On the other end of the spectrum, the university press is currently working on the publication of a memoir on opioid addiction and parenting. 

“It’s really been a challenge because it’s a sad story and it doesn’t have a happy ending like so many opioid addiction stories publicized in the media,” Means said. “But, it’s a really important one—people need to have stories like this to connect to.” 

Although an 1840 colonial-style house would be considered an unconventional workspace for a publishing house whose books are nationally-awarded and recognized, Means says it allows accessibility among the staff. 

“Our doors are literally always open since we’re always talking and meeting,” Means said. “We love being here instead of a cubicle.”

For Means, the intimate book cycle has allowed the press to have more personal relationships with its first-time authors who often feel that publishing is an “insider industry.” Each room of the house functions as a literal step in the process and creation of knowledge.
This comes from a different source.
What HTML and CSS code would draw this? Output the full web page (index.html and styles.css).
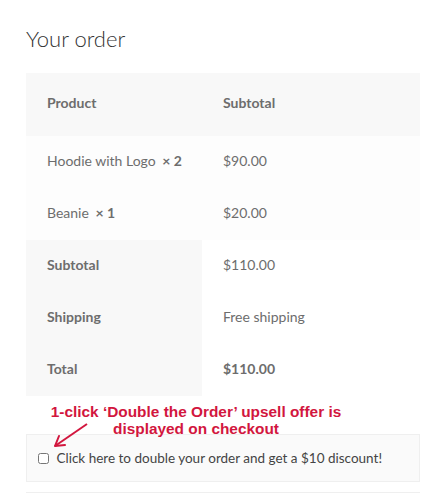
FILE: index.html
```html
<!DOCTYPE html>
<html lang="en">
  <head>
    <meta charset="utf-8" />
    <meta name="viewport" content="width=device-width, initial-scale=1" />
    <title>Checkout|Your order</title>
    <link rel="stylesheet" href="styles.css">
  </head>
  <body>
    <div class="checkout">
        <h3 class="order-title">Your order</h3>
        <table class="order-table">
            <colgroup>
                <col class="col-name" />
                <col />
            </colgroup>
            <thead>
                <tr>
                    <th>Product</th>
                    <th>Subtotal</th>
                </tr>
            </thead>
            <tbody>
                <tr class="item">
                    <td>Hoodie with Logo <strong class="qty">&times;&nbsp;2</strong></td>
                    <td>$90.00</td>
                </tr>
                <tr class="item">
                    <td>Beanie <strong class="qty">&times;&nbsp;1</strong></td>
                    <td>$20.00</td>
                </tr>
            </tbody>
            <tfoot>
                <tr>
                    <th>Subtotal</th>
                    <td>$110.00</td>
                </tr>
                <tr>
                    <th>Shipping</th>
                    <td>Free shipping</td>
                </tr>
                <tr>
                    <th>Total</th>
                    <td><strong>$110.00</strong></td>
                </tr>
            </tfoot>
        </table>

        <!--annotation over the upsell box-->
        <div class="note">
            <p>1-click &lsquo;Double the Order&rsquo; upsell offer is<br />displayed on checkout</p>
            <svg class="arrow" width="40" height="28" viewBox="0 0 40 28">
                <path d="M37 2 L5 24" stroke="#d2163e" stroke-width="2" fill="none" />
                <path d="M5 24 L9 14 M5 24 L15 23" stroke="#d2163e" stroke-width="2" fill="none" stroke-linecap="round" />
            </svg>
        </div>

        <div class="upsell">
            <label><input type="checkbox" name="double" /> Click here to double your order and get a $10 discount!</label>
        </div>
        <div class="next-box"></div>
    </div>
  </body>
</html>
```

FILE: styles.css
```css
body{
    margin: 0;
    font-family: "Lato", "Open Sans", sans-serif;
    color: #6d6d6d;
    background-color: #fff;
}

.checkout{
    width: 394px;
    margin-left: 26px;
    padding-top: 26px;
}

.order-title{
    margin: 0 0 21px 0;
    font-size: 22px;
    font-weight: 300;
    color: #333;
    line-height: 26px;
}

.order-table{
    width: 100%;
    border-collapse: collapse;
    table-layout: fixed;
    font-size: 14px;
}

.order-table .col-name{
    width: 176px;
}

.order-table th,
.order-table td{
    text-align: left;
    padding: 0 21px 4px 21px;
    height: 48px;
    white-space: nowrap;
}

.order-table thead th{
    height: 59px;
    background-color: #f8f8f8;
    font-weight: 700;
}

.order-table .item td{
    background-color: #fdfdfd;
}

.order-table .qty{
    font-weight: 700;
    margin-left: 3px;
}

.order-table tfoot th{
    background-color: #f8f8f8;
    font-weight: 700;
}

.note{
    position: relative;
    height: 38px;
}

.note p{
    margin: 0;
    padding-top: 7px;
    width: 340px;
    text-align: center;
    font-family: "Liberation Sans", Arial, sans-serif;
    font-weight: 700;
    font-size: 15.4px;
    line-height: 17px;
    color: #d2163e;
}

.arrow{
    position: absolute;
    left: 24px;
    top: 26px;
}

.upsell{
    border: 1px solid #efefef;
    background-color: #fafafa;
    height: 46px;
    padding: 0 11px;
    display: flex;
    align-items: center;
    font-size: 13.5px;
    color: #444;
}

.upsell input{
    margin: 0 4px 0 0;
    width: 11px;
    height: 11px;
    vertical-align: -1px;
}

.next-box{
    margin-top: 10px;
    border-top: 1px solid #efefef;
    height: 4px;
}
```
Books begin their life cycle in the acquisitions office on the first floor, eventually passing through the hands and upstairs doors of the managing editor, director, design and production editor, and marketing director. Their office desks feel out of place among the stacks upon stacks of books, new and old, that dominate the space; each literary title and book spine feels as much a part of the house as the bricks that form its exterior. 

“Every time an author comes to visit, they talk about how they’re so glad their book was published here in this space,” Means said. “It just feels like the book has a home, and we feel that way too.”